Reproduce, please, the span of lines beginning at the line with "Convert this screenshot" and ending at the line with "i) => files[i]", inclusive, minus any pictures.
#### Provided information
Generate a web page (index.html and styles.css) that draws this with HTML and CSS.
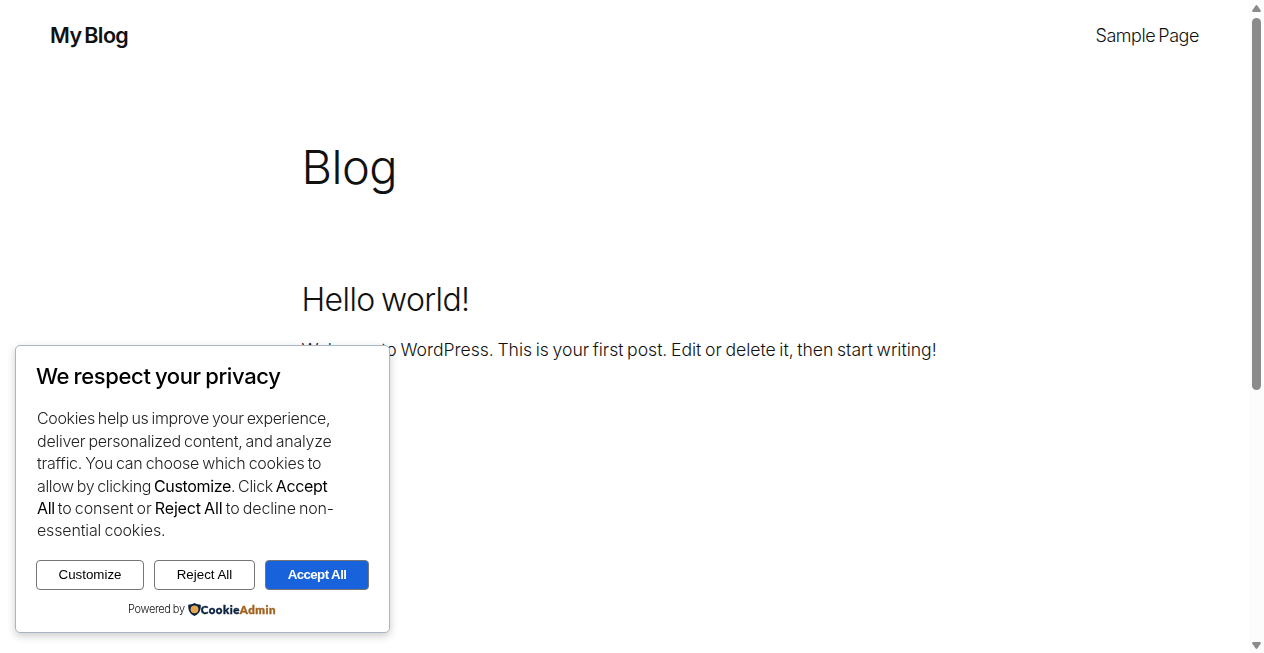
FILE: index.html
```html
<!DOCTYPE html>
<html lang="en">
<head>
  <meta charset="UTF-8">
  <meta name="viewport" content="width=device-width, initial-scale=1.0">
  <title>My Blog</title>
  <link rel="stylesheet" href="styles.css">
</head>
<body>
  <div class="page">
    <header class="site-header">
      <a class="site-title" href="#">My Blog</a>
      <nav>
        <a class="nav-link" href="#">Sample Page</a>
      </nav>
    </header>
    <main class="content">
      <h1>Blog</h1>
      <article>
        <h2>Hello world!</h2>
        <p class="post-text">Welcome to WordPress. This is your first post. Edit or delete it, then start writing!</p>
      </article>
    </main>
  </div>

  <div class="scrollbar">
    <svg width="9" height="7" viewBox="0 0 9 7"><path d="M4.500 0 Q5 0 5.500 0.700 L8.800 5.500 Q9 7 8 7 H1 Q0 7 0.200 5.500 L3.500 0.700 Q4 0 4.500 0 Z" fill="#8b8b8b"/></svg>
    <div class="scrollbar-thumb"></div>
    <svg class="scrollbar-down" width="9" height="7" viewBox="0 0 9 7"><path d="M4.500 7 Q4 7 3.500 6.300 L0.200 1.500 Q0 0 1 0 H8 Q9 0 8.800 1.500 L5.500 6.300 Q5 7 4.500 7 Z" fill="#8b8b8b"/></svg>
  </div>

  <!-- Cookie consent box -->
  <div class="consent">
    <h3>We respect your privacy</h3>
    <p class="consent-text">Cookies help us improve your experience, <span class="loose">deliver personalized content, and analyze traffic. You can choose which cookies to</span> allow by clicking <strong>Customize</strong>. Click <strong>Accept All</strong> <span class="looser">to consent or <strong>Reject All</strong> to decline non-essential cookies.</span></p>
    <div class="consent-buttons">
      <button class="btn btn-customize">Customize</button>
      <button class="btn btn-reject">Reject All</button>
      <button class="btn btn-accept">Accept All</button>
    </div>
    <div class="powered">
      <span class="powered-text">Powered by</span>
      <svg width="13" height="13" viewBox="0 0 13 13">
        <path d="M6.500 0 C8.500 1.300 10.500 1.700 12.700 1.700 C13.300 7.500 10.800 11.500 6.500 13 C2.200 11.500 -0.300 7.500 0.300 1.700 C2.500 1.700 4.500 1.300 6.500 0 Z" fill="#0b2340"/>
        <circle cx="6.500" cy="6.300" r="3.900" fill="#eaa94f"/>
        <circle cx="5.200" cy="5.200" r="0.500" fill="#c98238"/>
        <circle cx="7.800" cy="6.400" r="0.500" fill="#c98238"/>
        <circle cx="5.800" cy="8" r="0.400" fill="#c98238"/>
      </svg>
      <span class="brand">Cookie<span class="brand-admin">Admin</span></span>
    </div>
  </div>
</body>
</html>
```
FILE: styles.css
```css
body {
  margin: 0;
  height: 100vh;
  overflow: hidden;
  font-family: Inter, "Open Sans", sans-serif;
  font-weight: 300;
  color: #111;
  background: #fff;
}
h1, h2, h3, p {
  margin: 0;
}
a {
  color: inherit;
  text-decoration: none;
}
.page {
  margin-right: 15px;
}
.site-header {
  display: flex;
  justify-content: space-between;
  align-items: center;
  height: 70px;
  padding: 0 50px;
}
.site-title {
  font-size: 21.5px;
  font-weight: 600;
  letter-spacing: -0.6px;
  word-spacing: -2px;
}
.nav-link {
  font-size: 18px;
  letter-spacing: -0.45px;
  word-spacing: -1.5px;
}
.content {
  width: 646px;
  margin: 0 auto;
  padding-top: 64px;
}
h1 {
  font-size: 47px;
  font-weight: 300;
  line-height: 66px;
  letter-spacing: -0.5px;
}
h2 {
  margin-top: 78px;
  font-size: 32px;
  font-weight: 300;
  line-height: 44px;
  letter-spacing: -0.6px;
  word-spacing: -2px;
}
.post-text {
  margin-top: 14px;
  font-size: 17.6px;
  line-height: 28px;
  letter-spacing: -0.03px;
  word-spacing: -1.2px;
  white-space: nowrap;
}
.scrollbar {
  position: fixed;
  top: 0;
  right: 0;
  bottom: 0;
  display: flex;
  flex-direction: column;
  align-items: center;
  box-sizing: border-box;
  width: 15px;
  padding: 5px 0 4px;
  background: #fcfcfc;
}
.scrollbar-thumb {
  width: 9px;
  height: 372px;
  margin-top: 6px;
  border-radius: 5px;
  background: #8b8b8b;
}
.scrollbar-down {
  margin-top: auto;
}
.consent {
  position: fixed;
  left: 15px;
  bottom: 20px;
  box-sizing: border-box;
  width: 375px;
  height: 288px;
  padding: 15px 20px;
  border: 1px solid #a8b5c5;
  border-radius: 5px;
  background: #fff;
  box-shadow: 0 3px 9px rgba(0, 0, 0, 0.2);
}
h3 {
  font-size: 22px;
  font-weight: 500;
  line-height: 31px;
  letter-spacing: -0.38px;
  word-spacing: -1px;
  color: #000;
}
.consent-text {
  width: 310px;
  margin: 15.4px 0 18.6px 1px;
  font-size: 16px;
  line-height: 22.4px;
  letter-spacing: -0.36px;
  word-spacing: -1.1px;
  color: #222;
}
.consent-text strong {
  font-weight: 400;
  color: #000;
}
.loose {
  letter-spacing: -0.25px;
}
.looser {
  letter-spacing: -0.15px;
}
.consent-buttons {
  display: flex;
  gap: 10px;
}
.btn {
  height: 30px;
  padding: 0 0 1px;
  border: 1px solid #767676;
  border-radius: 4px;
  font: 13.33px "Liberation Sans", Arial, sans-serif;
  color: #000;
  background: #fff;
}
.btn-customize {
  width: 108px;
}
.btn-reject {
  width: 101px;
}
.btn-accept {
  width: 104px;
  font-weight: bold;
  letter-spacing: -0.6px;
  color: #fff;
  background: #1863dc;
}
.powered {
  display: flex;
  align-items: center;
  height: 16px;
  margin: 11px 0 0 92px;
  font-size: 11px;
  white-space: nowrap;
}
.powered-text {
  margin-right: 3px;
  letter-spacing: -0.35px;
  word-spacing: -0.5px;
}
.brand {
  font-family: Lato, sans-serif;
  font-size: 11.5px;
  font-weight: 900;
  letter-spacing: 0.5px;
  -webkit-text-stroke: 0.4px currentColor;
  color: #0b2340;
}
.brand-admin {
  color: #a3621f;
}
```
########
#### Provided information
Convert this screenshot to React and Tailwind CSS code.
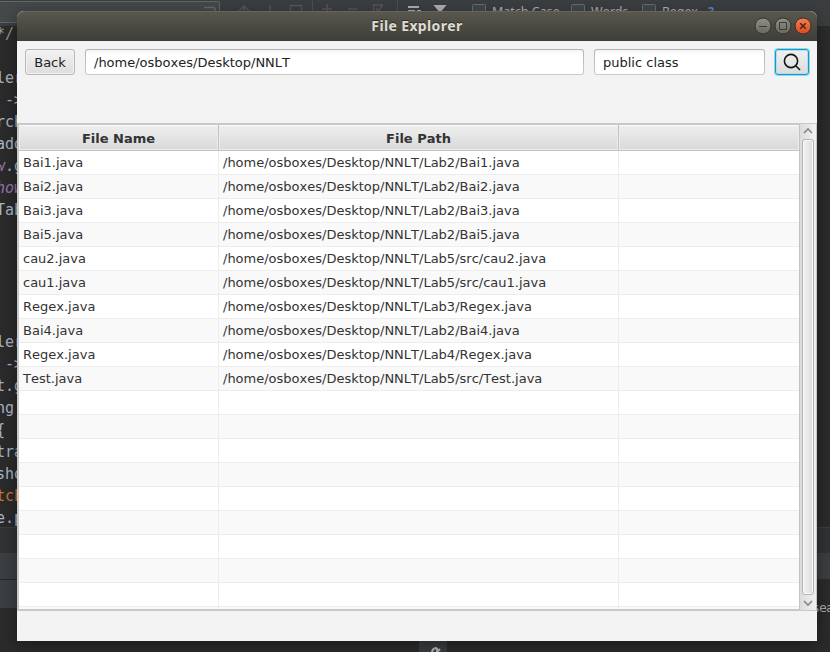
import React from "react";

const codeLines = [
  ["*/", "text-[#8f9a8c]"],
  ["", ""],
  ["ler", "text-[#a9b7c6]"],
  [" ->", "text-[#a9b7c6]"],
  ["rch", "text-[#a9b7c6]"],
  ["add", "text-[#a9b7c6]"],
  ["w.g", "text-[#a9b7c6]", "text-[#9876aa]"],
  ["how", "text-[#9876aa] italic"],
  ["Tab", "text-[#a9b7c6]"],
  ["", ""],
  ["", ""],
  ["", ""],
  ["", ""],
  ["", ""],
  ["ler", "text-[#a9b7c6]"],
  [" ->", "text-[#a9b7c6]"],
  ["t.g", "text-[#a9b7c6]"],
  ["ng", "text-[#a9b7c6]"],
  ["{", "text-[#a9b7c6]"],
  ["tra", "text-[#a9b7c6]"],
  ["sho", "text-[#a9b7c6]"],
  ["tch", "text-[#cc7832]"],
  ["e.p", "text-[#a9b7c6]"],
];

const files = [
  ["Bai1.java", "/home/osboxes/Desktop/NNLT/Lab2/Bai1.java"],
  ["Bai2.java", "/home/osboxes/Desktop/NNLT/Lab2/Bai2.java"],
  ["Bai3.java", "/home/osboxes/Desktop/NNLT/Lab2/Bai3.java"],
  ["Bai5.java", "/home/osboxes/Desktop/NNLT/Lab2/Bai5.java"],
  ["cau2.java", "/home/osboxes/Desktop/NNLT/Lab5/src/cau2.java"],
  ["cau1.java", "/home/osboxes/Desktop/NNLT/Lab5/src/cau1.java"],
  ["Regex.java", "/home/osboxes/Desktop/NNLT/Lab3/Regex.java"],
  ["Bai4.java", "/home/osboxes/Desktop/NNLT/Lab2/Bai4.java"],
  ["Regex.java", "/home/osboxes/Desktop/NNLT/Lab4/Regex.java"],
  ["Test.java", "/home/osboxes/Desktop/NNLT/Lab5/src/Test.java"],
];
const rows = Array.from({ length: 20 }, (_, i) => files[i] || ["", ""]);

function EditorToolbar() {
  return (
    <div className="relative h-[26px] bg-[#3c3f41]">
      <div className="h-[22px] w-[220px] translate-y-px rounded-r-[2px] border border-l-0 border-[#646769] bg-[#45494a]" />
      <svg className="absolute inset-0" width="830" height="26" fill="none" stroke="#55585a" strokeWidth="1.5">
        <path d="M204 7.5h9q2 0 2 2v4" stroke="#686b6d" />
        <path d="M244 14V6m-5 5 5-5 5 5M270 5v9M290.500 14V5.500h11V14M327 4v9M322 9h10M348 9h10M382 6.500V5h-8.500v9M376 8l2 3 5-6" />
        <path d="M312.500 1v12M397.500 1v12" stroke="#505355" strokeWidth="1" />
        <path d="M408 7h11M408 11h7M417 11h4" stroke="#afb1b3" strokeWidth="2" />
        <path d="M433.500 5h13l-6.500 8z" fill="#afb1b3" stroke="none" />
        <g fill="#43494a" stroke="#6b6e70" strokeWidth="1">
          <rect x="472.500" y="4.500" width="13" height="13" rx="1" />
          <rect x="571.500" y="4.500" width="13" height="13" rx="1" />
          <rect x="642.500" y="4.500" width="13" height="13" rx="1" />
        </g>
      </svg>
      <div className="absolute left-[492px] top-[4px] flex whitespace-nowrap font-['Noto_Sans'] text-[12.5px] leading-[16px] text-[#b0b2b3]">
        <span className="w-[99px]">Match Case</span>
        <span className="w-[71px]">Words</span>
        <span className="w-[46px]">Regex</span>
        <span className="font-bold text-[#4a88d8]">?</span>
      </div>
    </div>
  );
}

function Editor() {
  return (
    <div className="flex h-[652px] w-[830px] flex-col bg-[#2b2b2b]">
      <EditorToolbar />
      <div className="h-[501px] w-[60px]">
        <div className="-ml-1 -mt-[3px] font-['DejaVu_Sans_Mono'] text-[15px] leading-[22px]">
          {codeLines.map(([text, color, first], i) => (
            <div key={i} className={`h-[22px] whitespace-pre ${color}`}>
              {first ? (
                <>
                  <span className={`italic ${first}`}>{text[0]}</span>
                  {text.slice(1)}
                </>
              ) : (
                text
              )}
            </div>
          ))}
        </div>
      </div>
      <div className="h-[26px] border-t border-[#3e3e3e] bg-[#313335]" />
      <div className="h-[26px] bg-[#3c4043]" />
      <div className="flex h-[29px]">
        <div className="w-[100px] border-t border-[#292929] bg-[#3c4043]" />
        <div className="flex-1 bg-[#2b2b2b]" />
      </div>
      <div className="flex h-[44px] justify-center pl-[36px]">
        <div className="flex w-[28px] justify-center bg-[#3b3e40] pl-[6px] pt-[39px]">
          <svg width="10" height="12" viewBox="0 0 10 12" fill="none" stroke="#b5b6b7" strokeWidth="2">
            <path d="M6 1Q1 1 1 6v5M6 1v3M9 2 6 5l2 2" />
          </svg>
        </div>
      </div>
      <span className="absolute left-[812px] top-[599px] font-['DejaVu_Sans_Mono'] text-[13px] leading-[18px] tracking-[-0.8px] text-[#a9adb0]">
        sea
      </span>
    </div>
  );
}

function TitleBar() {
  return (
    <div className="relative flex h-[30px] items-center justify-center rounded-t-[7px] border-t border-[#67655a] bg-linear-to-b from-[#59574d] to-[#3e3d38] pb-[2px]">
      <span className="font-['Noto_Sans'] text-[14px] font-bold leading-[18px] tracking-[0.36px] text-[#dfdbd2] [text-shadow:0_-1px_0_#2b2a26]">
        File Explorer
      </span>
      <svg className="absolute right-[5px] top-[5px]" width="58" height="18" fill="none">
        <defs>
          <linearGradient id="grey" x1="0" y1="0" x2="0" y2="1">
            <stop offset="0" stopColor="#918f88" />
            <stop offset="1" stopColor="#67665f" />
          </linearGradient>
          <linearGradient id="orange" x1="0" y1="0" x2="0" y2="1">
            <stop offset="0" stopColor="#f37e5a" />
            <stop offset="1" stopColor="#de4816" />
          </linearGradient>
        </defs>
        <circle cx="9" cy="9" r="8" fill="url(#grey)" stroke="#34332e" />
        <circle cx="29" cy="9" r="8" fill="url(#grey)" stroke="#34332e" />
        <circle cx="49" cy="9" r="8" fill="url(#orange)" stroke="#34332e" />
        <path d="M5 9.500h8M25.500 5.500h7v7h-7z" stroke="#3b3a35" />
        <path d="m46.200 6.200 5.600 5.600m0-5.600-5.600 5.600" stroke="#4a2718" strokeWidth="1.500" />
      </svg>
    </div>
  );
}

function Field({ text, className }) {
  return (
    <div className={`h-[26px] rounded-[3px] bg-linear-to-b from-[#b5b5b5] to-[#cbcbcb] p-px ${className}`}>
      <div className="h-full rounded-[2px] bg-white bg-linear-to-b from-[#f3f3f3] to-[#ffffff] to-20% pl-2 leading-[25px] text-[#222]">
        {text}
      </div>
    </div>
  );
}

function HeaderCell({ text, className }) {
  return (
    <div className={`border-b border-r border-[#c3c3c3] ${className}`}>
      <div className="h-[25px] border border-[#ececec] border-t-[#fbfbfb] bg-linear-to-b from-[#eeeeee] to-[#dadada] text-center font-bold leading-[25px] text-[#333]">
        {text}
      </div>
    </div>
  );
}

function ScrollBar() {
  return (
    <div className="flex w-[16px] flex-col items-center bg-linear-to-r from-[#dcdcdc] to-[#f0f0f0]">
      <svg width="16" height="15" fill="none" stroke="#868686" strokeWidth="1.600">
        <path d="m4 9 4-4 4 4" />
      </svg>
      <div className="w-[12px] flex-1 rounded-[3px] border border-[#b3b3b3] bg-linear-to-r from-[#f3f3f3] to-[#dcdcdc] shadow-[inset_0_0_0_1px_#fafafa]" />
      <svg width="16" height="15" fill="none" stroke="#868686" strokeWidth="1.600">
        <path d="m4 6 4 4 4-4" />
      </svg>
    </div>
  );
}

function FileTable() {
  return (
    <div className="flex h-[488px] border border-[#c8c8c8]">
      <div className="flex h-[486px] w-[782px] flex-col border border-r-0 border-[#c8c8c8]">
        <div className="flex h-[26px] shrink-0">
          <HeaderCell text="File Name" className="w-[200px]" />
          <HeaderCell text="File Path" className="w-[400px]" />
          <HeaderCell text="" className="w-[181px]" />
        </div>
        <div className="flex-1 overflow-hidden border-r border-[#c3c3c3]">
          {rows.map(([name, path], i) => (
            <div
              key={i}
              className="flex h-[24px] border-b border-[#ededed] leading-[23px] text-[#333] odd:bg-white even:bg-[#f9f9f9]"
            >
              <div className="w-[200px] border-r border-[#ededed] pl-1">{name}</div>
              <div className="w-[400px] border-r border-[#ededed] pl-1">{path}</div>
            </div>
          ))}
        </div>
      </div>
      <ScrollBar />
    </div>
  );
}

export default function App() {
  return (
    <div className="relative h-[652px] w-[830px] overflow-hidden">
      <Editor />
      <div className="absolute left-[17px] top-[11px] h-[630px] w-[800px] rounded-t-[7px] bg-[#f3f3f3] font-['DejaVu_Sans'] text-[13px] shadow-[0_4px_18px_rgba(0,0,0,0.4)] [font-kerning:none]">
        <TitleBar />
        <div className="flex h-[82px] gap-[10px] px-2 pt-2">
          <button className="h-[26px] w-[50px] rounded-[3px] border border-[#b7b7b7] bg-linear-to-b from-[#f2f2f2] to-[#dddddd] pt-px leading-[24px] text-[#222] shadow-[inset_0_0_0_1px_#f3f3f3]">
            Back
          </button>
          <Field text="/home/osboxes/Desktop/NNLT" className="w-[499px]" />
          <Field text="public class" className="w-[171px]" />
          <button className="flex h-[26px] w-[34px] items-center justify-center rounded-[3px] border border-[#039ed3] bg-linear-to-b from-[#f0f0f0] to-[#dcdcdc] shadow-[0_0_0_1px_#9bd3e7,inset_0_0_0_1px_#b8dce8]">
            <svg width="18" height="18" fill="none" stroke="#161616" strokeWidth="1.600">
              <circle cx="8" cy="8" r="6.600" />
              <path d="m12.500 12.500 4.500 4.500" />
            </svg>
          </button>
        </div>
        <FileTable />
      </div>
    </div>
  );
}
########
■ Result of this exercise:
Convert this screenshot to React and Tailwind CSS code.
import React from "react";

const codeLines = [
  ["*/", "text-[#8f9a8c]"],
  ["", ""],
  ["ler", "text-[#a9b7c6]"],
  [" ->", "text-[#a9b7c6]"],
  ["rch", "text-[#a9b7c6]"],
  ["add", "text-[#a9b7c6]"],
  ["w.g", "text-[#a9b7c6]", "text-[#9876aa]"],
  ["how", "text-[#9876aa] italic"],
  ["Tab", "text-[#a9b7c6]"],
  ["", ""],
  ["", ""],
  ["", ""],
  ["", ""],
  ["", ""],
  ["ler", "text-[#a9b7c6]"],
  [" ->", "text-[#a9b7c6]"],
  ["t.g", "text-[#a9b7c6]"],
  ["ng", "text-[#a9b7c6]"],
  ["{", "text-[#a9b7c6]"],
  ["tra", "text-[#a9b7c6]"],
  ["sho", "text-[#a9b7c6]"],
  ["tch", "text-[#cc7832]"],
  ["e.p", "text-[#a9b7c6]"],
];

const files = [
  ["Bai1.java", "/home/osboxes/Desktop/NNLT/Lab2/Bai1.java"],
  ["Bai2.java", "/home/osboxes/Desktop/NNLT/Lab2/Bai2.java"],
  ["Bai3.java", "/home/osboxes/Desktop/NNLT/Lab2/Bai3.java"],
  ["Bai5.java", "/home/osboxes/Desktop/NNLT/Lab2/Bai5.java"],
  ["cau2.java", "/home/osboxes/Desktop/NNLT/Lab5/src/cau2.java"],
  ["cau1.java", "/home/osboxes/Desktop/NNLT/Lab5/src/cau1.java"],
  ["Regex.java", "/home/osboxes/Desktop/NNLT/Lab3/Regex.java"],
  ["Bai4.java", "/home/osboxes/Desktop/NNLT/Lab2/Bai4.java"],
  ["Regex.java", "/home/osboxes/Desktop/NNLT/Lab4/Regex.java"],
  ["Test.java", "/home/osboxes/Desktop/NNLT/Lab5/src/Test.java"],
];
const rows = Array.from({ length: 20 }, (_, i) => files[i] || ["", ""]);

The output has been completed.